Scraping Infinite Scroll Pages

Pages with infinite scrolling can also be effectively scraped using headless browsers:

const puppeteer = require('puppeteer');

(async () => {
  const browser = await puppeteer.launch();
  const page = await browser.newPage();
  await page.goto('https://example.com/infinite-scroll-page');

  // Scroll down to load more content
  for (let i = 0; i < 10; i++) {
    await page.evaluate(() => window.scrollBy(0, window.innerHeight));
    await new Promise(resolve => setTimeout(resolve, 2000)); // Wait for content to load
  }

  const content = await page.content();
  console.log(content);
  await browser.close();
})();

Conclusion

Headless browsers have revolutionized web scraping by enabling the extraction of dynamic content that was previously inaccessible to traditional methods. By using tools like Puppeteer, Selenium, and Playwright, you can automate complex interactions with websites, extract valuable data efficiently, and stay compliant with legal and ethical standards.

FAQs

Why use headless browsers for web scraping? Headless browsers render JavaScript and handle dynamic content, making them ideal for modern web scraping tasks that involve interactivity.
Which headless browser should I choose? The choice depends on your specific needs and familiarity with the tool. Puppeteer is great for Chrome/Chromium, while Selenium supports multiple browsers. Playwright offers a unified API for Chromium, Firefox, and WebKit.
How do I handle CAPTCHAs in headless browsers? Use third-party services like 2Captcha or Anti-Captcha to solve CAPTCHA challenges programmatically.
Can headless browsers be used for automated testing?

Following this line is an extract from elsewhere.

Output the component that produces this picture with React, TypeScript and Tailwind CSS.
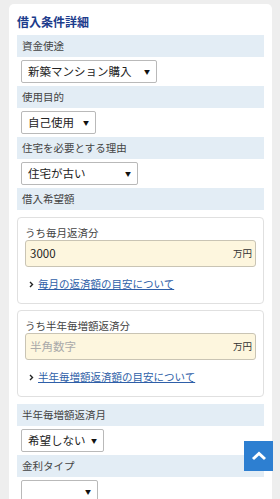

Yes, headless browsers are frequently used for automated testing as they can simulate user interactions and render pages similarly to a standard browser.
What are some common pitfalls when using headless browsers? Common issues include getting blocked by websites, handling CAPTCHAs, optimizing resource usage, and dealing with complex dynamic content. Following best practices can help mitigate these challenges.